What We Did Not Prove

This analysis relies on aggregate loss figures from Deloitte, the Federal Reserve, and industry research firms, none of which have been independently audited. Deloitte's $40 billion projection for 2027 is scenario-based, built on growth rate assumptions across 26 fraud types under conservative, base, and aggressive GenAI adoption curves. Actual losses could be higher or lower depending on factors the model cannot capture, including regulatory interventions, breakthrough detection capabilities, or shifts in attacker targeting.

FiVerity's $35 billion synthetic identity fraud figure is cited by the Boston Fed but has not been independently verified through audited financial data. Synthetic identity fraud is notoriously difficult to measure because many losses are misclassified as credit defaults rather than fraud.

Human detection accuracy of 24.5% is aggregated across multiple studies with varying methodologies, sample sizes, and deepfake quality levels. Performance against lower-quality fakes may be higher. Gartner's 30% enterprise prediction has not been formally validated through a follow-up survey as of this writing. Our cost-asymmetry framework ($50 attack vs. $5 million defense) uses representative figures from publicly available pricing; actual deployment costs vary widely by organization size, industry, and threat model.

What You Can Do

If you authorize payments or transfers: Implement multi-channel verification for any transaction above your risk threshold. If a request comes by video call, confirm it via a separate channel: a pre-established phone number, an in-person confirmation, or a time-delayed protocol that prevents urgency-driven decisions. Never authorize a high-value transfer based solely on a voice or video request, regardless of how familiar the caller sounds.

If you manage cybersecurity for an organization: Adopt a "silent word" or code-phrase protocol for high-value transactions. Require multi-approver authorization for amounts above a defined limit. Budget for deepfake detection as a dedicated line item, not as a sub-component of general cybersecurity spending. Review Gartner's recommendation to layer IAD, PAD, image inspection, and behavioral analytics rather than relying on any single verification method.

If you are a public-facing executive: Audit your public audio and video footprint.

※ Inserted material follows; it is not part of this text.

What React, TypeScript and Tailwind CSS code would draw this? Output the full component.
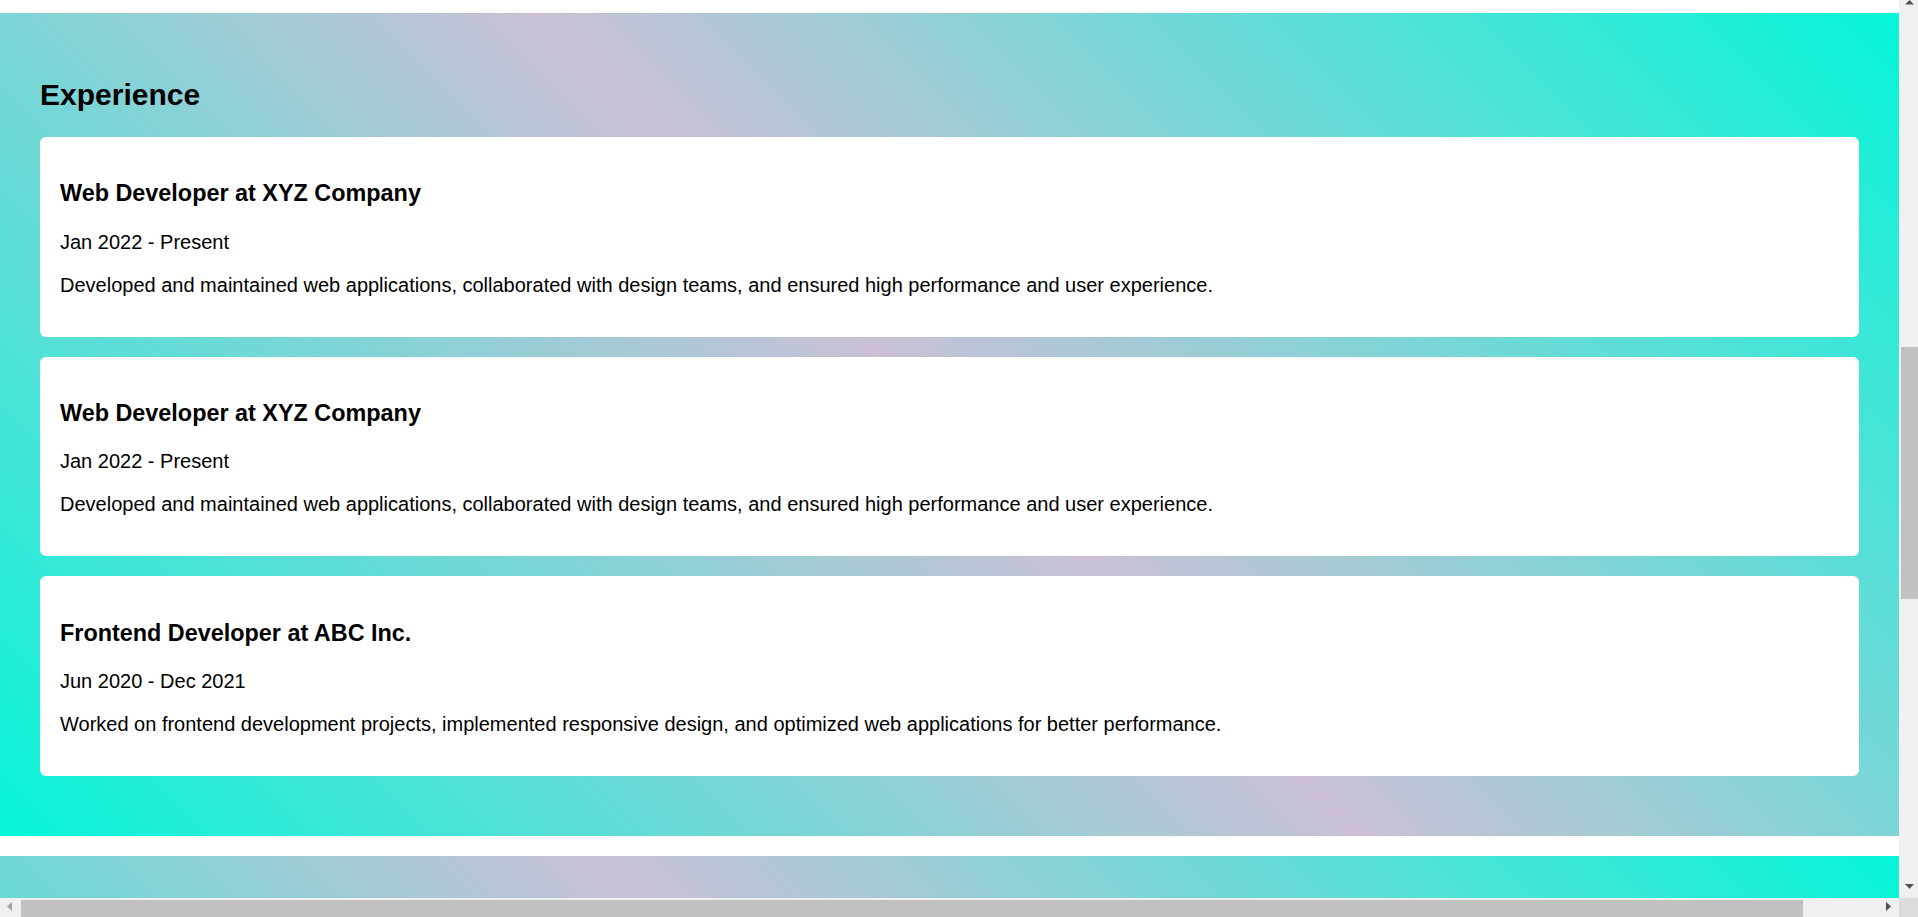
import React from "react";

type Job = { title: string; date: string; desc: string };

const jobs: Job[] = [
  {
    title: "Web Developer at XYZ Company",
    date: "Jan 2022 - Present",
    desc: "Developed and maintained web applications, collaborated with design teams, and ensured high performance and user experience.",
  },
  {
    title: "Web Developer at XYZ Company",
    date: "Jan 2022 - Present",
    desc: "Developed and maintained web applications, collaborated with design teams, and ensured high performance and user experience.",
  },
  {
    title: "Frontend Developer at ABC Inc.",
    date: "Jun 2020 - Dec 2021",
    desc: "Worked on frontend development projects, implemented responsive design, and optimized web applications for better performance.",
  },
];

function Card({ job }: { job: Job }) {
  return (
    <div className="bg-white rounded-[6px] p-[20px] mb-[20px]">
      <h3 className="text-[23.4px] font-bold leading-[normal] my-[23.4px] text-black">{job.title}</h3>
      <p className="text-[20px] leading-[normal] my-[20px] text-black">{job.date}</p>
      <p className="text-[20px] leading-[normal] my-[20px] text-black">{job.desc}</p>
    </div>
  );
}

export default function App() {
  return (
    <div className="w-[1918px] h-[917px] flex flex-col overflow-hidden bg-white font-['Liberation_Sans',Arial,sans-serif] text-black">
      <div className="flex flex-1 min-h-0">
        <main className="w-[1899px] overflow-hidden flex flex-col">
          <div className="h-[13px] shrink-0" />
          <section className="shrink-0 p-[40px] bg-[linear-gradient(45deg,#05f5d8,#cbc0d6,#05f5d8)]">
            <h2 className="text-[30px] font-bold leading-[normal] my-[24.9px]">Experience</h2>
            {jobs.map((j, i) => (
              <Card key={i} job={j} />
            ))}
          </section>
          <section className="shrink-0 mt-[20px] h-[700px] bg-[linear-gradient(45deg,#05f5d8,#cbc0d6,#05f5d8)]" />
        </main>
        <div className="w-[19px] shrink-0 bg-[#f0f0f0] flex flex-col">
          <div className="h-[17px] relative">
            <svg width="19" height="17" className="absolute left-0 top-0">
              <polygon points="6,4.5 15,4.5 10.5,0" fill="#505050" />
            </svg>
          </div>
          <div className="flex-1 flex flex-col pl-[2px]">
            <div className="h-[330px]" />
            <div className="h-[252px] bg-[#c1c1c1]" />
          </div>
          <div className="h-[17px] relative">
            <svg width="19" height="17" className="absolute left-0 top-0">
              <polygon points="6,3 15,3 10.5,7.7" fill="#505050" />
            </svg>
          </div>
        </div>
      </div>
      <div className="h-[19px] shrink-0 flex bg-[#f0f0f0]">
        <div className="w-[1899px] flex pt-[2px]">
          <div className="w-[21px] h-full relative">
            <svg width="21" height="17" className="absolute left-0 top-0">
              <polygon points="12,2 12,11 7,6.5" fill="#a3a3a3" />
            </svg>
          </div>
          <div className="w-[1782px] h-full bg-[#c1c1c1]" />
          <div className="flex-1 relative">
            <svg width="96" height="17" className="absolute left-0 top-0">
              <polygon points="83,2 83,11 88,6.5" fill="#505050" />
            </svg>
          </div>
        </div>
        <div className="w-[19px] h-full bg-[#dcdcdc]" />
      </div>
    </div>
  );
}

Every earnings call, podcast interview, keynote speech, and LinkedIn video you publish provides raw material for voice cloning. You do not need to disappear from public view, but you should know that every minute of public audio lowers the barrier to impersonation. Consider this when deciding which speaking engagements justify the exposure.

If you work in financial regulation: Current identity verification standards were designed before injection attacks became scalable. Push for updated standards that account for AI-generated media in the verification pipeline. Support information-sharing frameworks that let institutions report deepfake fraud attempts without liability exposure. Deloitte is right that banks should not fight this alone.

Where This Goes

Deepfake fraud is not a technical problem that technology will solve. It is an economic problem with a structural advantage for attackers. Offense is cheap, scalable, and improves automatically with each public model release. Defense is expensive, latency-constrained, and degraded by false positive trade-offs. Until the cost asymmetry reverses, or until verification methods move beyond audio-visual biometrics entirely, the trend line is clear.

Gartner predicted 30% of enterprises would doubt their identity systems by 2026. We are in 2026. Injection attacks are up 200%. Synthetic identity losses exceed $35 billion. A single video-call deepfake stole $25 million from one of the world's most sophisticated engineering firms. And the tools that made it possible cost less than a monthly gym membership.

Detection is not failing because defenders are incompetent. Detection is failing because the economics are wrong.